WHAT THE TASK REQUIRES >> Retype the whole listing, please, keeping every line exact and dropping the pictures.
++++
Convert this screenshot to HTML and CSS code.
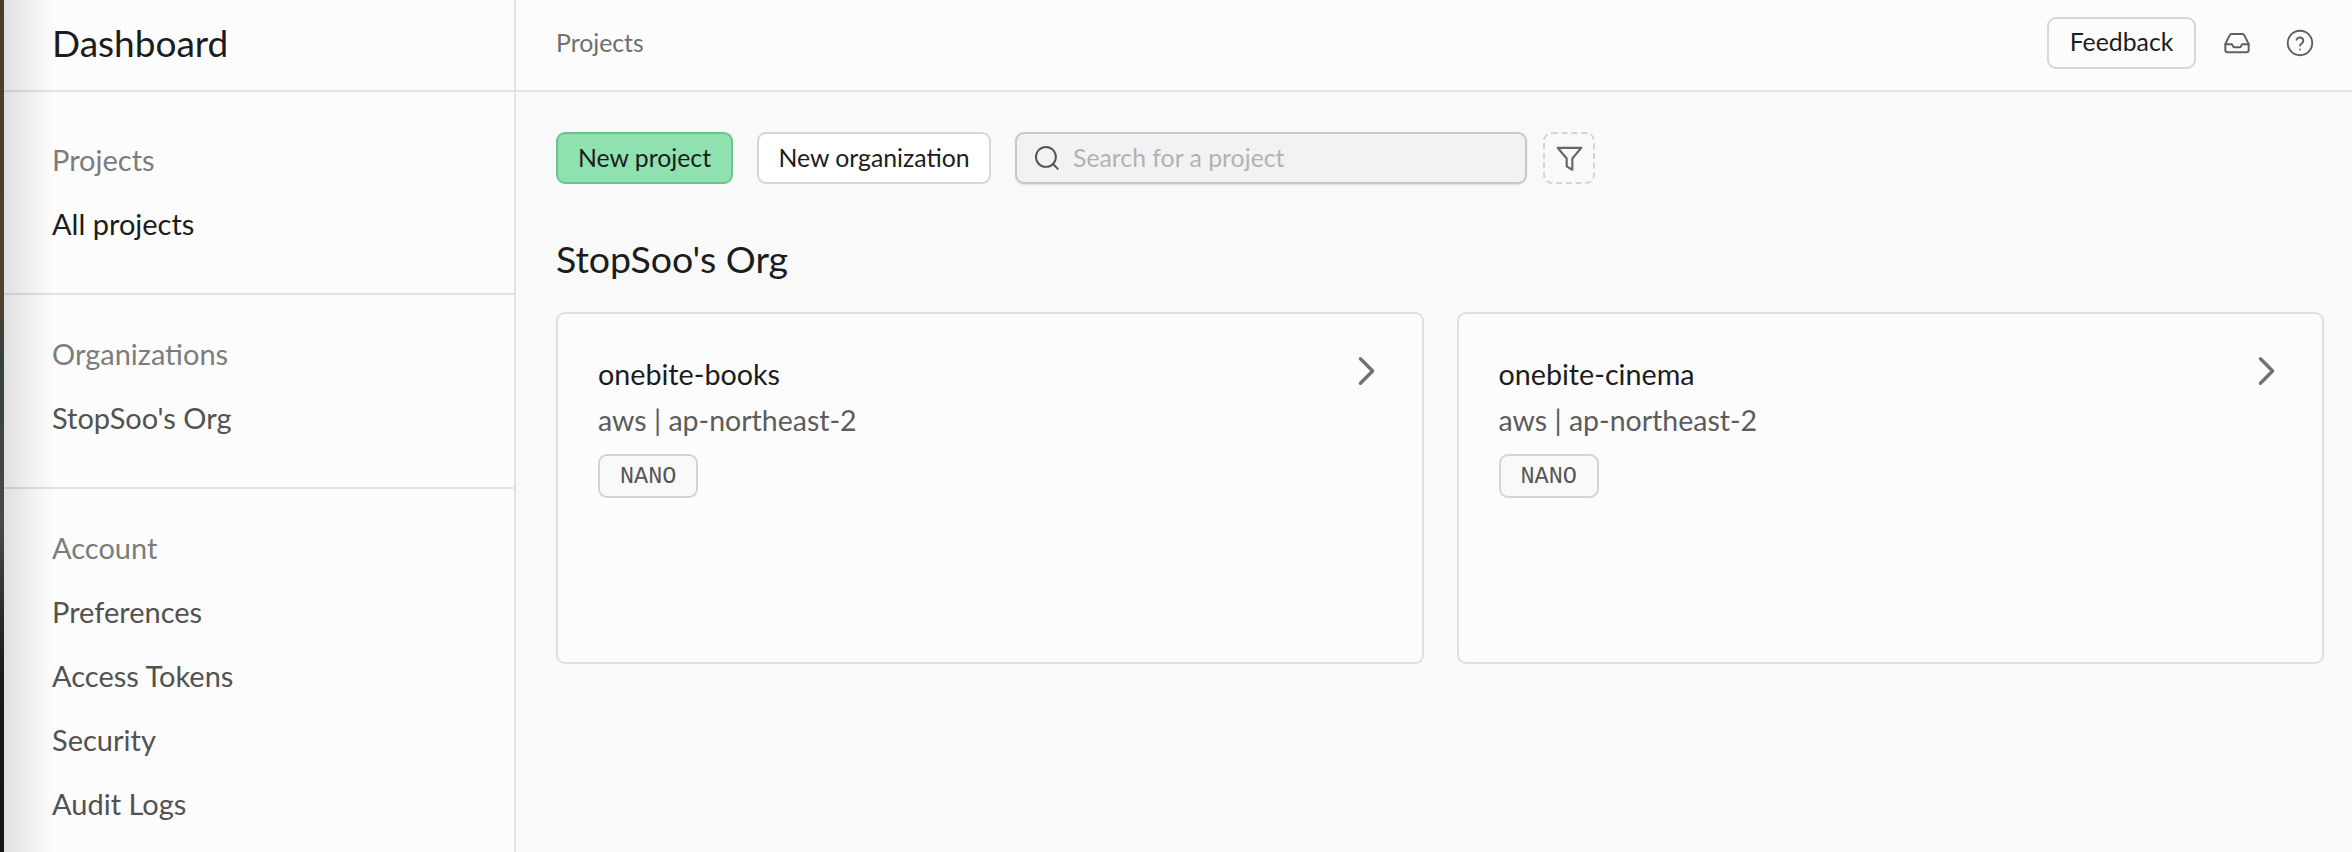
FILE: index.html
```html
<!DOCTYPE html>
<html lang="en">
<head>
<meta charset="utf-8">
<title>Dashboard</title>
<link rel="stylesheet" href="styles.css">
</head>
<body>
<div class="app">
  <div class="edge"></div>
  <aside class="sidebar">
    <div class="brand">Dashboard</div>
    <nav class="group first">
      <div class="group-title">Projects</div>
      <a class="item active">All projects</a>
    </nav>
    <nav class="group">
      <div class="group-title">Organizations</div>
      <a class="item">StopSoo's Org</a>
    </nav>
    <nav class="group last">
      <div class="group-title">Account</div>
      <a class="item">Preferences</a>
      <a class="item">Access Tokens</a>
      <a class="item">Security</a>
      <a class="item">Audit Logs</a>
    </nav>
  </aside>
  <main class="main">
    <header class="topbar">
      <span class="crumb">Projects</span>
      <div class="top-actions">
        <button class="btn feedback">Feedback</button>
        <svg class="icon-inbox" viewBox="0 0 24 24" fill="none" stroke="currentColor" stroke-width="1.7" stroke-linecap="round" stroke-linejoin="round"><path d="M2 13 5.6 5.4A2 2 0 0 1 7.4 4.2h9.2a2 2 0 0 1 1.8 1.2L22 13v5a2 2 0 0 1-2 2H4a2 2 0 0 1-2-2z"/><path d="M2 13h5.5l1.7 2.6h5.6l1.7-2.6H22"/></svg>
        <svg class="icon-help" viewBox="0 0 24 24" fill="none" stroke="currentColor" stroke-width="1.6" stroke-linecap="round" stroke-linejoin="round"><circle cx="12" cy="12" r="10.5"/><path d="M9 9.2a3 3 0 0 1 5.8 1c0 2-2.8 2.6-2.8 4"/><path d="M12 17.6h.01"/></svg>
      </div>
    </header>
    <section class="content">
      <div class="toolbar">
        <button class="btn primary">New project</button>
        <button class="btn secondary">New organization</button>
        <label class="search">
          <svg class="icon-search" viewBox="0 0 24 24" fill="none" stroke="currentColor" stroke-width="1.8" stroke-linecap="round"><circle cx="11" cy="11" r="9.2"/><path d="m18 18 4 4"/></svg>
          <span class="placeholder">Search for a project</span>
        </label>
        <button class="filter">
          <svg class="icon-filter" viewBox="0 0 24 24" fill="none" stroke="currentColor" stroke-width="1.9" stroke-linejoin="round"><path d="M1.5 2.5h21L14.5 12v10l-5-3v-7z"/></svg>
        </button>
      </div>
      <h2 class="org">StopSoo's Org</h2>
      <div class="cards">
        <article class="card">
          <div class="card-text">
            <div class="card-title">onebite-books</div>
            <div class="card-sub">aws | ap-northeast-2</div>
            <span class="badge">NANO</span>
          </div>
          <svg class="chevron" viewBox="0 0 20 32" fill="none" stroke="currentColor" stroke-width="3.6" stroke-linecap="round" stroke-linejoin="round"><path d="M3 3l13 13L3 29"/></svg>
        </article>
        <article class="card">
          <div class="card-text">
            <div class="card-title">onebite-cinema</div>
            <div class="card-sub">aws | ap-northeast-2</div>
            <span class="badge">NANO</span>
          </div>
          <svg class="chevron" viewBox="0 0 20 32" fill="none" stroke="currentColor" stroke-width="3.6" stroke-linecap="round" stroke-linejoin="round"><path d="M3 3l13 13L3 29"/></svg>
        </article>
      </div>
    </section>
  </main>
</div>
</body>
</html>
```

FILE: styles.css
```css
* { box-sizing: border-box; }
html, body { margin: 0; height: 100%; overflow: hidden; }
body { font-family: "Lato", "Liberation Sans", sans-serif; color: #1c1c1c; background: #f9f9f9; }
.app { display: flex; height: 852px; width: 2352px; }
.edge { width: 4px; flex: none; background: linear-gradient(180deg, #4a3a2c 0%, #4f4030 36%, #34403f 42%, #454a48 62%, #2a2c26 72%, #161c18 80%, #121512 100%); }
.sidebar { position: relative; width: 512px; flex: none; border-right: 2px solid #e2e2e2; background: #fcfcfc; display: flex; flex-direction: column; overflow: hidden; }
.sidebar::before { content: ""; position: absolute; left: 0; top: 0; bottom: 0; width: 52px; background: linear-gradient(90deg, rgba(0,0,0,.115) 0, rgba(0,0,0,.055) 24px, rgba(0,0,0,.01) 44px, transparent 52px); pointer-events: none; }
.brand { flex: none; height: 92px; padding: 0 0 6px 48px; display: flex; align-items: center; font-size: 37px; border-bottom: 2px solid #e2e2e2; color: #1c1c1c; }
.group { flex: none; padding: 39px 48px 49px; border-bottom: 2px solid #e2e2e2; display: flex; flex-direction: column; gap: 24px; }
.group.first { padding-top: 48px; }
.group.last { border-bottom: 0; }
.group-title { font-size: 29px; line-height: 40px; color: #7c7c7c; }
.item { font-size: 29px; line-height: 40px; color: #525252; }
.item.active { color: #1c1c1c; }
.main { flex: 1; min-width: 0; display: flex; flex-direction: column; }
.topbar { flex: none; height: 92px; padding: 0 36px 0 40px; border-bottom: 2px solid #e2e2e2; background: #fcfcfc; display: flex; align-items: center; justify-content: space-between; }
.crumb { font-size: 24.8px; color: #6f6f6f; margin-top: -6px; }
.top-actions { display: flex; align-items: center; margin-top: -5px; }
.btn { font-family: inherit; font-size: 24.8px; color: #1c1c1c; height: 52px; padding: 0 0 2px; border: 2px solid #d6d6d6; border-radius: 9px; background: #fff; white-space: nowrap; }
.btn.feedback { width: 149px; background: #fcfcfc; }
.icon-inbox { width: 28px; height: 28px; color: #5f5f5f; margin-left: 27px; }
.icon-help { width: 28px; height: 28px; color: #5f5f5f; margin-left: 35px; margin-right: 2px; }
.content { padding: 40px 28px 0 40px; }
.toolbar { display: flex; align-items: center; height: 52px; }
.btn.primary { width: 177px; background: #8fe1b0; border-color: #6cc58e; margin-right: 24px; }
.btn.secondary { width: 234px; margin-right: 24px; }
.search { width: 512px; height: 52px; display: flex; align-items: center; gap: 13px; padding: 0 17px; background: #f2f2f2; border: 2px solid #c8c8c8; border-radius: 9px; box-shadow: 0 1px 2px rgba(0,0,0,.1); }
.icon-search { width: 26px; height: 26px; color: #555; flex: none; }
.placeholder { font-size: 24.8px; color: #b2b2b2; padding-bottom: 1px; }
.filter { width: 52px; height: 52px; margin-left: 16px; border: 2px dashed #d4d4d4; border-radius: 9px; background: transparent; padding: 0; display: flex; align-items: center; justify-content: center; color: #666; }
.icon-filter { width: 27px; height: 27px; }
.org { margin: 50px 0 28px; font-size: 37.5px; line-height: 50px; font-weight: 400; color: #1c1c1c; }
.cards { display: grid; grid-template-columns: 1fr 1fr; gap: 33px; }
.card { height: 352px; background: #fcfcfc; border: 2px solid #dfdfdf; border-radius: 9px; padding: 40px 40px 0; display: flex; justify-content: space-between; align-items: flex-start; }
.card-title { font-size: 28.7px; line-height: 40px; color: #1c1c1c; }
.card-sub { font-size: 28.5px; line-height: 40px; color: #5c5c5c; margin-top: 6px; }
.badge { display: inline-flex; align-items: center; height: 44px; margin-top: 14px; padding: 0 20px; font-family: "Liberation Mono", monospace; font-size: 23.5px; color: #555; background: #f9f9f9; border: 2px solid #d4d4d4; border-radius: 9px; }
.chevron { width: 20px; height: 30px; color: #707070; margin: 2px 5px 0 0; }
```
++++
RESPONSE >>
Convert this screenshot to HTML and CSS code.
FILE: index.html
```html
<!DOCTYPE html>
<html lang="en">
<head>
<meta charset="utf-8">
<title>Dashboard</title>
<link rel="stylesheet" href="styles.css">
</head>
<body>
<div class="app">
  <div class="edge"></div>
  <aside class="sidebar">
    <div class="brand">Dashboard</div>
    <nav class="group first">
      <div class="group-title">Projects</div>
      <a class="item active">All projects</a>
    </nav>
    <nav class="group">
      <div class="group-title">Organizations</div>
      <a class="item">StopSoo's Org</a>
    </nav>
    <nav class="group last">
      <div class="group-title">Account</div>
      <a class="item">Preferences</a>
      <a class="item">Access Tokens</a>
      <a class="item">Security</a>
      <a class="item">Audit Logs</a>
    </nav>
  </aside>
  <main class="main">
    <header class="topbar">
      <span class="crumb">Projects</span>
      <div class="top-actions">
        <button class="btn feedback">Feedback</button>
        <svg class="icon-inbox" viewBox="0 0 24 24" fill="none" stroke="currentColor" stroke-width="1.7" stroke-linecap="round" stroke-linejoin="round"><path d="M2 13 5.6 5.4A2 2 0 0 1 7.4 4.2h9.2a2 2 0 0 1 1.8 1.2L22 13v5a2 2 0 0 1-2 2H4a2 2 0 0 1-2-2z"/><path d="M2 13h5.5l1.7 2.6h5.6l1.7-2.6H22"/></svg>
        <svg class="icon-help" viewBox="0 0 24 24" fill="none" stroke="currentColor" stroke-width="1.6" stroke-linecap="round" stroke-linejoin="round"><circle cx="12" cy="12" r="10.5"/><path d="M9 9.2a3 3 0 0 1 5.8 1c0 2-2.8 2.6-2.8 4"/><path d="M12 17.6h.01"/></svg>
      </div>
    </header>
    <section class="content">
      <div class="toolbar">
        <button class="btn primary">New project</button>
        <button class="btn secondary">New organization</button>
        <label class="search">
          <svg class="icon-search" viewBox="0 0 24 24" fill="none" stroke="currentColor" stroke-width="1.8" stroke-linecap="round"><circle cx="11" cy="11" r="9.2"/><path d="m18 18 4 4"/></svg>
          <span class="placeholder">Search for a project</span>
        </label>
        <button class="filter">
          <svg class="icon-filter" viewBox="0 0 24 24" fill="none" stroke="currentColor" stroke-width="1.9" stroke-linejoin="round"><path d="M1.5 2.5h21L14.5 12v10l-5-3v-7z"/></svg>
        </button>
      </div>
      <h2 class="org">StopSoo's Org</h2>
      <div class="cards">
        <article class="card">
          <div class="card-text">
            <div class="card-title">onebite-books</div>
            <div class="card-sub">aws | ap-northeast-2</div>
            <span class="badge">NANO</span>
          </div>
          <svg class="chevron" viewBox="0 0 20 32" fill="none" stroke="currentColor" stroke-width="3.6" stroke-linecap="round" stroke-linejoin="round"><path d="M3 3l13 13L3 29"/></svg>
        </article>
        <article class="card">
          <div class="card-text">
            <div class="card-title">onebite-cinema</div>
            <div class="card-sub">aws | ap-northeast-2</div>
            <span class="badge">NANO</span>
          </div>
          <svg class="chevron" viewBox="0 0 20 32" fill="none" stroke="currentColor" stroke-width="3.6" stroke-linecap="round" stroke-linejoin="round"><path d="M3 3l13 13L3 29"/></svg>
        </article>
      </div>
    </section>
  </main>
</div>
</body>
</html>
```

FILE: styles.css
```css
* { box-sizing: border-box; }
html, body { margin: 0; height: 100%; overflow: hidden; }
body { font-family: "Lato", "Liberation Sans", sans-serif; color: #1c1c1c; background: #f9f9f9; }
.app { display: flex; height: 852px; width: 2352px; }
.edge { width: 4px; flex: none; background: linear-gradient(180deg, #4a3a2c 0%, #4f4030 36%, #34403f 42%, #454a48 62%, #2a2c26 72%, #161c18 80%, #121512 100%); }
.sidebar { position: relative; width: 512px; flex: none; border-right: 2px solid #e2e2e2; background: #fcfcfc; display: flex; flex-direction: column; overflow: hidden; }
.sidebar::before { content: ""; position: absolute; left: 0; top: 0; bottom: 0; width: 52px; background: linear-gradient(90deg, rgba(0,0,0,.115) 0, rgba(0,0,0,.055) 24px, rgba(0,0,0,.01) 44px, transparent 52px); pointer-events: none; }
.brand { flex: none; height: 92px; padding: 0 0 6px 48px; display: flex; align-items: center; font-size: 37px; border-bottom: 2px solid #e2e2e2; color: #1c1c1c; }
.group { flex: none; padding: 39px 48px 49px; border-bottom: 2px solid #e2e2e2; display: flex; flex-direction: column; gap: 24px; }
.group.first { padding-top: 48px; }
.group.last { border-bottom: 0; }
.group-title { font-size: 29px; line-height: 40px; color: #7c7c7c; }
.item { font-size: 29px; line-height: 40px; color: #525252; }
.item.active { color: #1c1c1c; }
.main { flex: 1; min-width: 0; display: flex; flex-direction: column; }
.topbar { flex: none; height: 92px; padding: 0 36px 0 40px; border-bottom: 2px solid #e2e2e2; background: #fcfcfc; display: flex; align-items: center; justify-content: space-between; }
.crumb { font-size: 24.8px; color: #6f6f6f; margin-top: -6px; }
.top-actions { display: flex; align-items: center; margin-top: -5px; }
.btn { font-family: inherit; font-size: 24.8px; color: #1c1c1c; height: 52px; padding: 0 0 2px; border: 2px solid #d6d6d6; border-radius: 9px; background: #fff; white-space: nowrap; }
.btn.feedback { width: 149px; background: #fcfcfc; }
.icon-inbox { width: 28px; height: 28px; color: #5f5f5f; margin-left: 27px; }
.icon-help { width: 28px; height: 28px; color: #5f5f5f; margin-left: 35px; margin-right: 2px; }
.content { padding: 40px 28px 0 40px; }
.toolbar { display: flex; align-items: center; height: 52px; }
.btn.primary { width: 177px; background: #8fe1b0; border-color: #6cc58e; margin-right: 24px; }
.btn.secondary { width: 234px; margin-right: 24px; }
.search { width: 512px; height: 52px; display: flex; align-items: center; gap: 13px; padding: 0 17px; background: #f2f2f2; border: 2px solid #c8c8c8; border-radius: 9px; box-shadow: 0 1px 2px rgba(0,0,0,.1); }
.icon-search { width: 26px; height: 26px; color: #555; flex: none; }
.placeholder { font-size: 24.8px; color: #b2b2b2; padding-bottom: 1px; }
.filter { width: 52px; height: 52px; margin-left: 16px; border: 2px dashed #d4d4d4; border-radius: 9px; background: transparent; padding: 0; display: flex; align-items: center; justify-content: center; color: #666; }
.icon-filter { width: 27px; height: 27px; }
.org { margin: 50px 0 28px; font-size: 37.5px; line-height: 50px; font-weight: 400; color: #1c1c1c; }
.cards { display: grid; grid-template-columns: 1fr 1fr; gap: 33px; }
.card { height: 352px; background: #fcfcfc; border: 2px solid #dfdfdf; border-radius: 9px; padding: 40px 40px 0; display: flex; justify-content: space-between; align-items: flex-start; }
.card-title { font-size: 28.7px; line-height: 40px; color: #1c1c1c; }
.card-sub { font-size: 28.5px; line-height: 40px; color: #5c5c5c; margin-top: 6px; }
.badge { display: inline-flex; align-items: center; height: 44px; margin-top: 14px; padding: 0 20px; font-family: "Liberation Mono", monospace; font-size: 23.5px; color: #555; background: #f9f9f9; border: 2px solid #d4d4d4; border-radius: 9px; }
.chevron { width: 20px; height: 30px; color: #707070; margin: 2px 5px 0 0; }
```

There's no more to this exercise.